The Mac has held onto its files-first identity, only recently layering in widgets to the desktop to be more familiar to iPhone customers. The Mac’s files grid has fallen behind for a different reason: most of our files don’t exist on our desktops anymore. Professional tools that use files as their primary metaphor, like Figma & Notion, or even ones that have file-shaped organization/home screens, like Airtable, all exist in parallel but disconnected universes from our file systems. Local-first software based on your file system, like Obsidian where I’m writing this, may be a thriving scene, but it remains tiny in mind/market share and overwhelmingly for solo work.

The Mac App Store’s flop was prescient: no other Apple App Store has caught on like the original. Today, while Apple TV is the highest-quality streaming box available, it is not because of apps. The dream of Airbnb & Zillow & shopping & cooking apps running on Apple TV is long dead; even Vimeo, which is the most streaming-service-adjacent “app” an independent company could make, discontinued their Apple TV app. Yet the tvOS homescreen continues to be dominated by an app grid everyone uses two rows of to switch between Apple TV/HBO Max/Netflix/etc. The most “app” experience I use is Apple Fitness+, a thin layer of software on top of a streaming service.

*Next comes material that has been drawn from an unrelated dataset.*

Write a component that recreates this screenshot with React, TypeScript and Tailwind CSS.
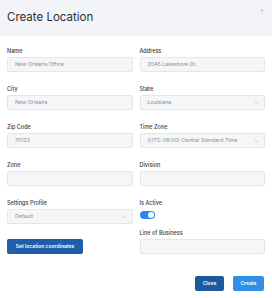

Apple tried applying the App Store + Springboard formula to more platforms after Apple TV: iMessage apps, watchOS, then most recently, visionOS. iMessage apps failed and were demoted to a second-level menu last year. On watchOS, apps are useful for providing notifications, complications, and widgets—the latter two of which are superior launchers to icons, and should replace the app grid. These App Stores are presently wastelands, with barely a notable launch per year.

iPhone’s success means many companies blindly followed the App Store model without question, from smart fridges to Leap Motion VR. While I’m a huge fan of my Daylight DC-1, the vision of a slate designed for reading & writing is hindered by a familiar scene on its home screen: a grid of six apps. Where I want to see what I’m reading & jump back into my writing/notes, these corporate silos get in the way of gliding into creative work and artificially separate workflows.

Apple’s App Store dream feels more broken than ever on visionOS. How spatial computing will progress is far too early to declare. As excited as the concept makes me, though, Springboard does not. I want physical-feeling tools and workspaces filled with digital content, not app icons. Springboard serves to make spatial computing familiar to iPhone users, not because it’s appropriate to the context.

In a spatial computing environment, I want to fluidly create, transform, and share content. I want to enter the space for watching TV & see shows from every streaming service, not open separate apps with unique interfaces for every service. When someone AirDrops me a file, I want to manipulate it with my hands and save it in space. I want to easily share any object/stream into the room for everyone else nearby, so we have a shared sense of digital reality. It’s an indignity that the headset isolates you to your own unshareable reality, and atomizes each experience inside it. Wearing Apple Vision Pro, to press the Digital Crown to open the app launcher breaks the illusion of the augmented view, reminding you of the metal contraption stuck to your face instead of letting you manipulate reality inside it. The hand gesture in visionOS 2 is a start, but its literal rendering of the OG iPhone Home Button is a stark representation of the lack of fresh thinking.

Apple’s category-defining label for Apple Vision Pro of “spatial computer” rings hollow because its app model, with distribution solely by Apple’s byzantine rules, prevents the device from being a computer: the company bans software that can create software from running on the platform. It’s a frightening vision of what computers should be to ban the fundamental act that willed the platform into existence, shutting the door on the next generation from discovering the joys of coding, designing, and constructing new devices & experiences.

Apple employs thousands of wildly talented designers & engineers who have undoubtedly cooked up dreams of new kinds of spatial experiences outside the silos of apps. The company’s business success two decades ago now prevents them from seemingly ever innovating on this model, creating these unintuitive app-launching flows, importing technologically-ancient iconography, and pulling up the ladder on the next generation from the tools to imagine differently. Apple’s penchant for refinement over re-envisioning software means I don’t expect this model to change anytime soon, but it’s a damn shame their boldest platform yet has such an uninspired core organizing principle.